Marketing Genius from Maple Creative


Marketing tips, observations & philosophy, plus a few rants and random musings - from those who practice, preach and teach marketing, research, advertising, public relations and business strategy.

Sunday, December 05, 2004

Empty Your Spice Cabinet

About two weeks ago, I received a small booklet in the mail from McCormick. I had never received anything from McCormick, except spices. The company had certainly never mailed anything to me. "What could McCormick possibly need to tell me," I wondered as I opened the booklet?

A quick scan of the McCorkmick mail piece revealed the following bit of new information:

Spices and seasonings expire.

Who knew? I certainly did not. I guess I may have had a hunch, but I had never seen anything to clarify the theory. In fact, to be completely honest, I will admit that there are spice bottles in my cabinet that have survived more household moves than I can count. I love to cook, but I don't cook as often anymore as I'd like. As a result there are seasonings that I have only touched while packing into boxes at moving time, only to ever touch again during the unpacking process at the new residence. There is one bottle of Cajun season mix that has been in my possession since the early 1990s, which is at least seven houses ago.

So spices and seasonings expire, huh? So says McCormick.

Much like medications and milk and other perishables, spices must be discarded once the shelf life has elapsed. It is a fact. It turns out that some spices are good for 2 years ... others for 3-4 years. McCormick had enclosed a small, detachable guide, which I suppose they expect recipients to keep in their spice cabinets or recipe boxes. The chart listed the shelf life for various types of seasonings, herbs and spices.

Wow! As a consumer, I was feeling more than a little motivated. Let's say that I felt the need to investigate my spice rack for signs of extinction. Plus, I felt a sincere appreciation for the information that McCormick had communicated to me. The booklet did not cause me to question McCormick's motive for sharing the information. The content, design, tone and style combined for only one purpose, in my estimation, which was to help improve the taste of my creative kitchen concoctions.

Double Wow! As a marketing consultant, I was feeling more than a little impressed! Prior to opening my mail, I was not thinking about spices or seasonings. Now I am.
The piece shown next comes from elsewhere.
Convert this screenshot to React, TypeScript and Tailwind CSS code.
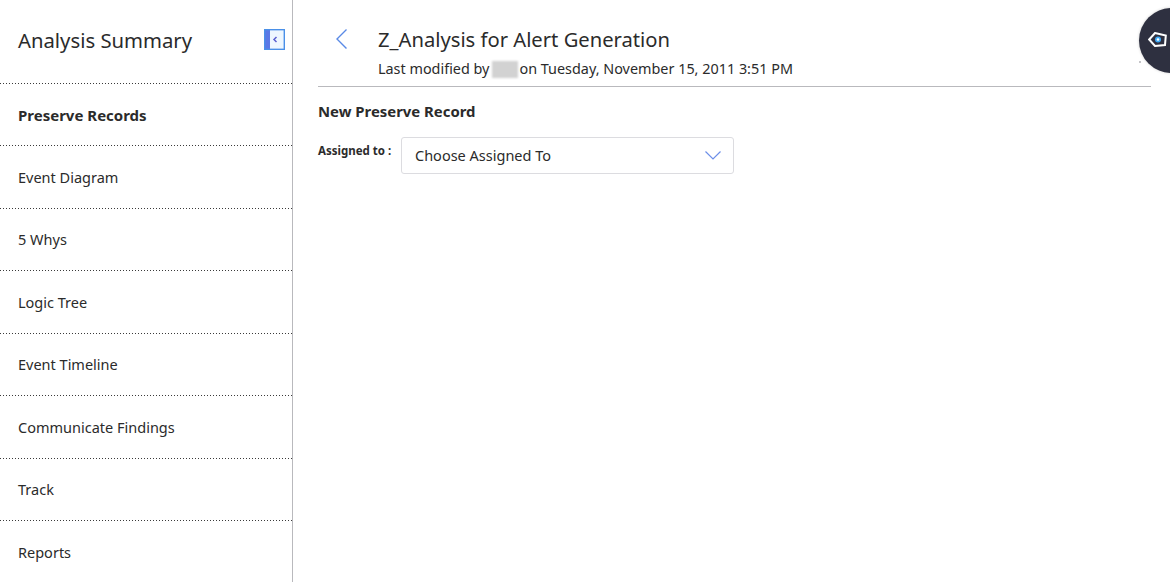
import React from "react";

const navItems = [
  "Preserve Records",
  "Event Diagram",
  "5 Whys",
  "Logic Tree",
  "Event Timeline",
  "Communicate Findings",
  "Track",
  "Reports",
];

const dottedRule =
  "bg-[repeating-linear-gradient(90deg,#3a3a3a_0_1px,transparent_1px_3px)] bg-bottom bg-no-repeat bg-[length:100%_1px]";

function CollapseIcon() {
  return (
    <svg width="21" height="21" viewBox="0 0 21 21" fill="none">
      <rect x="0" y="0" width="6" height="21" fill="#5a78e6" />
      <rect x="6" y="1.5" width="14" height="18" fill="#eef7ff" />
      <rect x="0.7" y="0.7" width="19.6" height="19.6" stroke="#4a90e8" strokeWidth="1.4" />
      <path d="M12.5 8 L10 10.5 L12.5 13" stroke="#5b5fd0" strokeWidth="1.5" />
    </svg>
  );
}

function Sidebar() {
  return (
    <aside className="w-[293px] h-full shrink-0 border-r border-[#b9b9bd] flex flex-col overflow-hidden">
      <div className={`h-[83.6px] shrink-0 ${dottedRule} pl-[18px] pr-[7px] flex items-center justify-between`}>
        <h1 className="text-[20.3px] leading-none mb-[3px] text-[#2b2b2b]">Analysis Summary</h1>
        <div className="mb-[4px] flex">
          <CollapseIcon />
        </div>
      </div>
      {navItems.map((item, idx) => (
        <div
          key={item}
          className={`h-[62.5px] shrink-0 pl-[18px] flex items-center text-[14.5px] text-[#2b2b2b] ${
            idx < navItems.length - 1 ? dottedRule : ""
          } ${idx === 0 ? "font-bold text-[15px] pt-[0px]" : "pt-[1px]"}`}
        >
          {item}
        </div>
      ))}
    </aside>
  );
}

function Header() {
  return (
    <div className="h-[87px] ml-[25px] mr-[19px] border-b border-[#b9b9bd] flex items-start">
      <svg width="14" height="22" viewBox="0 0 14 22" fill="none" className="ml-[17px] mt-[28px]">
        <path d="M11.5 1.5 L2 11 L11.5 20.5" stroke="#5a8ae6" strokeWidth="1.4" />
      </svg>
      <div className="ml-[29px] mt-[25px]">
        <div className="text-[20.2px] leading-[28px] text-[#2b2b2b]">Z_Analysis for Alert Generation</div>
        <div className="text-[14.4px] leading-[20px] mt-[6px] text-[#2b2b2b] flex items-center whitespace-nowrap">
          Last modified by
          <span className="inline-block w-[26px] h-[17px] bg-[#d2d2d2] blur-[1px] ml-[3px] mr-[1px]" />
          on Tuesday, November 15, 2011 3:51 PM
        </div>
      </div>
    </div>
  );
}

export default function App() {
  return (
    <div
      className="relative w-[1170px] h-[582px] bg-white flex overflow-hidden"
      style={{ fontFamily: '"Noto Sans", sans-serif' }}
    >
      <Sidebar />
      <main className="flex-1 min-w-0">
        <Header />
        <div className="ml-[25px] mt-[14px]">
          <h2 className="text-[14.9px] leading-[20px] font-bold text-[#2b2b2b]">New Preserve Record</h2>
          <div className="mt-[16px] flex items-start">
            <label className="w-[83px] mt-[5px] text-[11.5px] leading-[18px] font-bold text-[#2b2b2b]">
              Assigned to :
            </label>
            <div className="w-[333px] h-[37px] border border-[#dcdce0] rounded-[3px] pl-[13px] pr-[12px] flex items-center justify-between text-[14.5px] text-[#2b2b2b]">
              Choose Assigned To
              <svg width="16" height="9" viewBox="0 0 16 9" fill="none">
                <path d="M0.5 0.5 L8 8 L15.5 0.5" stroke="#6d8fe8" strokeWidth="1.2" />
              </svg>
            </div>
          </div>
        </div>
      </main>
      <div className="absolute left-[1139px] top-[8px] w-[66px] h-[65px] rounded-full bg-[#2e3040] shadow-[0_0_3px_rgba(0,0,0,0.2)] pl-[9px] pb-[3px] flex items-center">
        <svg width="19" height="15" viewBox="0 0 19 15" fill="none">
          <path d="M1.2 7.5 L7 1 L17.8 3.5 L17 13 L7 14 Z" stroke="white" strokeWidth="2" />
          <circle cx="10" cy="7.5" r="3" fill="#3fa9f5" />
          <circle cx="10" cy="7.5" r="1.3" fill="white" />
        </svg>
      </div>
      <div className="absolute left-[1139px] top-[61px] w-[2px] h-[2px] bg-[#c4c4c8]" />
    </div>
  );
}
Prior to reading the McCormick booklet, I was not about to toss any of my spice tins or jars. Now, I undoubtedly will toss more than a few. Of course, as a result of the actions that I am about to take, McCormick will sell (to me and many others) additional units of spices, herbs & seasonings. Without the informative booklet, those new sales would have been blocked by aging tins of basil and oregano, sitting in the cabinets of uninformed consumers like me.

Great marketing, McCormick! You may accept my praise in the form of dollars spent on your products.